*REQUIREMENTS:*
Quote the data below in full, minus the images.

*SUPPLIED INFORMATION:*
<<<<

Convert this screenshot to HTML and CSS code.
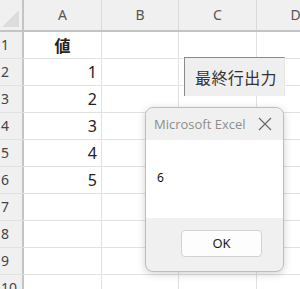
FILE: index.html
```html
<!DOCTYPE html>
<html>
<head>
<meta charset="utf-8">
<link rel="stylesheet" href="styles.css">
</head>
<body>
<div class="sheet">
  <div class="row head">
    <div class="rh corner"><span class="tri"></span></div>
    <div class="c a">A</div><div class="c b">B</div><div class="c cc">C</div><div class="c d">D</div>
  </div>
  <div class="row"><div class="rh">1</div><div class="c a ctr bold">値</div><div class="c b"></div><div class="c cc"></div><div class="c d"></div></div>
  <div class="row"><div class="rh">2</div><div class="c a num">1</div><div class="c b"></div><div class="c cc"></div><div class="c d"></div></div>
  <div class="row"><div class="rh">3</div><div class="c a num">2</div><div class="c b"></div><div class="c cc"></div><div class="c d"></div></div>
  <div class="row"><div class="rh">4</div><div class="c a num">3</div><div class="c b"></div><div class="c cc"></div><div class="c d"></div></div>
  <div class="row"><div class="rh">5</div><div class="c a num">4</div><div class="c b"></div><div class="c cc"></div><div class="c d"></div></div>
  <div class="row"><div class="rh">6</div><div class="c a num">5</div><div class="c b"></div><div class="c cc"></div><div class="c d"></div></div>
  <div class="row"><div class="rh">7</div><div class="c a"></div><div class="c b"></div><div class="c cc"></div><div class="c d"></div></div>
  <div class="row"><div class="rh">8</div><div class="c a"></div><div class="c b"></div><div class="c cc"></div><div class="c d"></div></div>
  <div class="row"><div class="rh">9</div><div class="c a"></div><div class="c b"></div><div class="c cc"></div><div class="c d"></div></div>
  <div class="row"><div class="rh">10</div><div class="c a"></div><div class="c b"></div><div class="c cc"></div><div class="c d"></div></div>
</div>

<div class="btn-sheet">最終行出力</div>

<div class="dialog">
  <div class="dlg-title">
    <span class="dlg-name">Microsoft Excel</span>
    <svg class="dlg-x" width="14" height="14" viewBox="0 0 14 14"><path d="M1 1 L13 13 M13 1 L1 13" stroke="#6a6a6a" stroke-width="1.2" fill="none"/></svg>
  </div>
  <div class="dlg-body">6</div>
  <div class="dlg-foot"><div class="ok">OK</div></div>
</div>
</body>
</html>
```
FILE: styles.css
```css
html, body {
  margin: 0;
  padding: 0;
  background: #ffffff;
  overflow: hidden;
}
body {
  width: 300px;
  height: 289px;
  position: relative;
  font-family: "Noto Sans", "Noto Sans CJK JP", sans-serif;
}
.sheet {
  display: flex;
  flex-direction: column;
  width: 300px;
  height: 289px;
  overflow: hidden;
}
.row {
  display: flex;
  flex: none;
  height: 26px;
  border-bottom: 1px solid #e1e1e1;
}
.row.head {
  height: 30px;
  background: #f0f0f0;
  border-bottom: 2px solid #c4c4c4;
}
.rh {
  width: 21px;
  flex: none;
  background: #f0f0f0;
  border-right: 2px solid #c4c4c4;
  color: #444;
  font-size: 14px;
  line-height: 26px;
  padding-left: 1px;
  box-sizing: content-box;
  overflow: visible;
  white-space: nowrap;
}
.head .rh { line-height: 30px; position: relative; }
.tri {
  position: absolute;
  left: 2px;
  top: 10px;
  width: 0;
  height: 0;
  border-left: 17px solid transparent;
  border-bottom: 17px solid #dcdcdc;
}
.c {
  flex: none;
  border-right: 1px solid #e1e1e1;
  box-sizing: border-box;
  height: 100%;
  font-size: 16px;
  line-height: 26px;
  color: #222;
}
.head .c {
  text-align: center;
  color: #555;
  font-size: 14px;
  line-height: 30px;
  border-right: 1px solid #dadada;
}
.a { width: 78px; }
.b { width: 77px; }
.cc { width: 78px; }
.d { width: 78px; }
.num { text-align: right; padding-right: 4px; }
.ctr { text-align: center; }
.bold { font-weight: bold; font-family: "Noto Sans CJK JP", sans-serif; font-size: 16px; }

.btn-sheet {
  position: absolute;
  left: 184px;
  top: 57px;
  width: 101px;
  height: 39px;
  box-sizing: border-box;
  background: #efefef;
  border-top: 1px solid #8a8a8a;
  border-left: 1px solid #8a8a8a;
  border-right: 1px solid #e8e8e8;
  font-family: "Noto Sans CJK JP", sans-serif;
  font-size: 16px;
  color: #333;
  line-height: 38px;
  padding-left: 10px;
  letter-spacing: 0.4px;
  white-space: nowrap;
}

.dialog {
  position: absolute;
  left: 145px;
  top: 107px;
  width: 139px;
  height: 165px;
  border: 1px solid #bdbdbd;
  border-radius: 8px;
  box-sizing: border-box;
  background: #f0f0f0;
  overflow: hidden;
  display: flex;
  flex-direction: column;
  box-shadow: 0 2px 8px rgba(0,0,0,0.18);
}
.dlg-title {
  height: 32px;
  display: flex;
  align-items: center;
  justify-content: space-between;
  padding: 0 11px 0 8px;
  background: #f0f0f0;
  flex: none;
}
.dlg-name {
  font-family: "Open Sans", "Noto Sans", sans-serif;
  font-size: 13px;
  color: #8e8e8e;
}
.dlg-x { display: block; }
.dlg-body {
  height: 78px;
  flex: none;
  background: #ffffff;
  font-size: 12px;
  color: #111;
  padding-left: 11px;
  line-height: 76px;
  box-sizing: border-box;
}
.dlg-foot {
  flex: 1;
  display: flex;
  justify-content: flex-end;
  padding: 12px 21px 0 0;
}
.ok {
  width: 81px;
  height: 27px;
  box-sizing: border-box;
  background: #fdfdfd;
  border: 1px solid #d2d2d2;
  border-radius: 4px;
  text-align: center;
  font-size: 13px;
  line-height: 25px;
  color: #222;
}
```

>>>>

*RESULT OF THE EXERCISE:*
Convert this screenshot to HTML and CSS code.
FILE: index.html
```html
<!DOCTYPE html>
<html>
<head>
<meta charset="utf-8">
<link rel="stylesheet" href="styles.css">
</head>
<body>
<div class="sheet">
  <div class="row head">
    <div class="rh corner"><span class="tri"></span></div>
    <div class="c a">A</div><div class="c b">B</div><div class="c cc">C</div><div class="c d">D</div>
  </div>
  <div class="row"><div class="rh">1</div><div class="c a ctr bold">値</div><div class="c b"></div><div class="c cc"></div><div class="c d"></div></div>
  <div class="row"><div class="rh">2</div><div class="c a num">1</div><div class="c b"></div><div class="c cc"></div><div class="c d"></div></div>
  <div class="row"><div class="rh">3</div><div class="c a num">2</div><div class="c b"></div><div class="c cc"></div><div class="c d"></div></div>
  <div class="row"><div class="rh">4</div><div class="c a num">3</div><div class="c b"></div><div class="c cc"></div><div class="c d"></div></div>
  <div class="row"><div class="rh">5</div><div class="c a num">4</div><div class="c b"></div><div class="c cc"></div><div class="c d"></div></div>
  <div class="row"><div class="rh">6</div><div class="c a num">5</div><div class="c b"></div><div class="c cc"></div><div class="c d"></div></div>
  <div class="row"><div class="rh">7</div><div class="c a"></div><div class="c b"></div><div class="c cc"></div><div class="c d"></div></div>
  <div class="row"><div class="rh">8</div><div class="c a"></div><div class="c b"></div><div class="c cc"></div><div class="c d"></div></div>
  <div class="row"><div class="rh">9</div><div class="c a"></div><div class="c b"></div><div class="c cc"></div><div class="c d"></div></div>
  <div class="row"><div class="rh">10</div><div class="c a"></div><div class="c b"></div><div class="c cc"></div><div class="c d"></div></div>
</div>

<div class="btn-sheet">最終行出力</div>

<div class="dialog">
  <div class="dlg-title">
    <span class="dlg-name">Microsoft Excel</span>
    <svg class="dlg-x" width="14" height="14" viewBox="0 0 14 14"><path d="M1 1 L13 13 M13 1 L1 13" stroke="#6a6a6a" stroke-width="1.2" fill="none"/></svg>
  </div>
  <div class="dlg-body">6</div>
  <div class="dlg-foot"><div class="ok">OK</div></div>
</div>
</body>
</html>
```
FILE: styles.css
```css
html, body {
  margin: 0;
  padding: 0;
  background: #ffffff;
  overflow: hidden;
}
body {
  width: 300px;
  height: 289px;
  position: relative;
  font-family: "Noto Sans", "Noto Sans CJK JP", sans-serif;
}
.sheet {
  display: flex;
  flex-direction: column;
  width: 300px;
  height: 289px;
  overflow: hidden;
}
.row {
  display: flex;
  flex: none;
  height: 26px;
  border-bottom: 1px solid #e1e1e1;
}
.row.head {
  height: 30px;
  background: #f0f0f0;
  border-bottom: 2px solid #c4c4c4;
}
.rh {
  width: 21px;
  flex: none;
  background: #f0f0f0;
  border-right: 2px solid #c4c4c4;
  color: #444;
  font-size: 14px;
  line-height: 26px;
  padding-left: 1px;
  box-sizing: content-box;
  overflow: visible;
  white-space: nowrap;
}
.head .rh { line-height: 30px; position: relative; }
.tri {
  position: absolute;
  left: 2px;
  top: 10px;
  width: 0;
  height: 0;
  border-left: 17px solid transparent;
  border-bottom: 17px solid #dcdcdc;
}
.c {
  flex: none;
  border-right: 1px solid #e1e1e1;
  box-sizing: border-box;
  height: 100%;
  font-size: 16px;
  line-height: 26px;
  color: #222;
}
.head .c {
  text-align: center;
  color: #555;
  font-size: 14px;
  line-height: 30px;
  border-right: 1px solid #dadada;
}
.a { width: 78px; }
.b { width: 77px; }
.cc { width: 78px; }
.d { width: 78px; }
.num { text-align: right; padding-right: 4px; }
.ctr { text-align: center; }
.bold { font-weight: bold; font-family: "Noto Sans CJK JP", sans-serif; font-size: 16px; }

.btn-sheet {
  position: absolute;
  left: 184px;
  top: 57px;
  width: 101px;
  height: 39px;
  box-sizing: border-box;
  background: #efefef;
  border-top: 1px solid #8a8a8a;
  border-left: 1px solid #8a8a8a;
  border-right: 1px solid #e8e8e8;
  font-family: "Noto Sans CJK JP", sans-serif;
  font-size: 16px;
  color: #333;
  line-height: 38px;
  padding-left: 10px;
  letter-spacing: 0.4px;
  white-space: nowrap;
}

.dialog {
  position: absolute;
  left: 145px;
  top: 107px;
  width: 139px;
  height: 165px;
  border: 1px solid #bdbdbd;
  border-radius: 8px;
  box-sizing: border-box;
  background: #f0f0f0;
  overflow: hidden;
  display: flex;
  flex-direction: column;
  box-shadow: 0 2px 8px rgba(0,0,0,0.18);
}
.dlg-title {
  height: 32px;
  display: flex;
  align-items: center;
  justify-content: space-between;
  padding: 0 11px 0 8px;
  background: #f0f0f0;
  flex: none;
}
.dlg-name {
  font-family: "Open Sans", "Noto Sans", sans-serif;
  font-size: 13px;
  color: #8e8e8e;
}
.dlg-x { display: block; }
.dlg-body {
  height: 78px;
  flex: none;
  background: #ffffff;
  font-size: 12px;
  color: #111;
  padding-left: 11px;
  line-height: 76px;
  box-sizing: border-box;
}
.dlg-foot {
  flex: 1;
  display: flex;
  justify-content: flex-end;
  padding: 12px 21px 0 0;
}
.ok {
  width: 81px;
  height: 27px;
  box-sizing: border-box;
  background: #fdfdfd;
  border: 1px solid #d2d2d2;
  border-radius: 4px;
  text-align: center;
  font-size: 13px;
  line-height: 25px;
  color: #222;
}
```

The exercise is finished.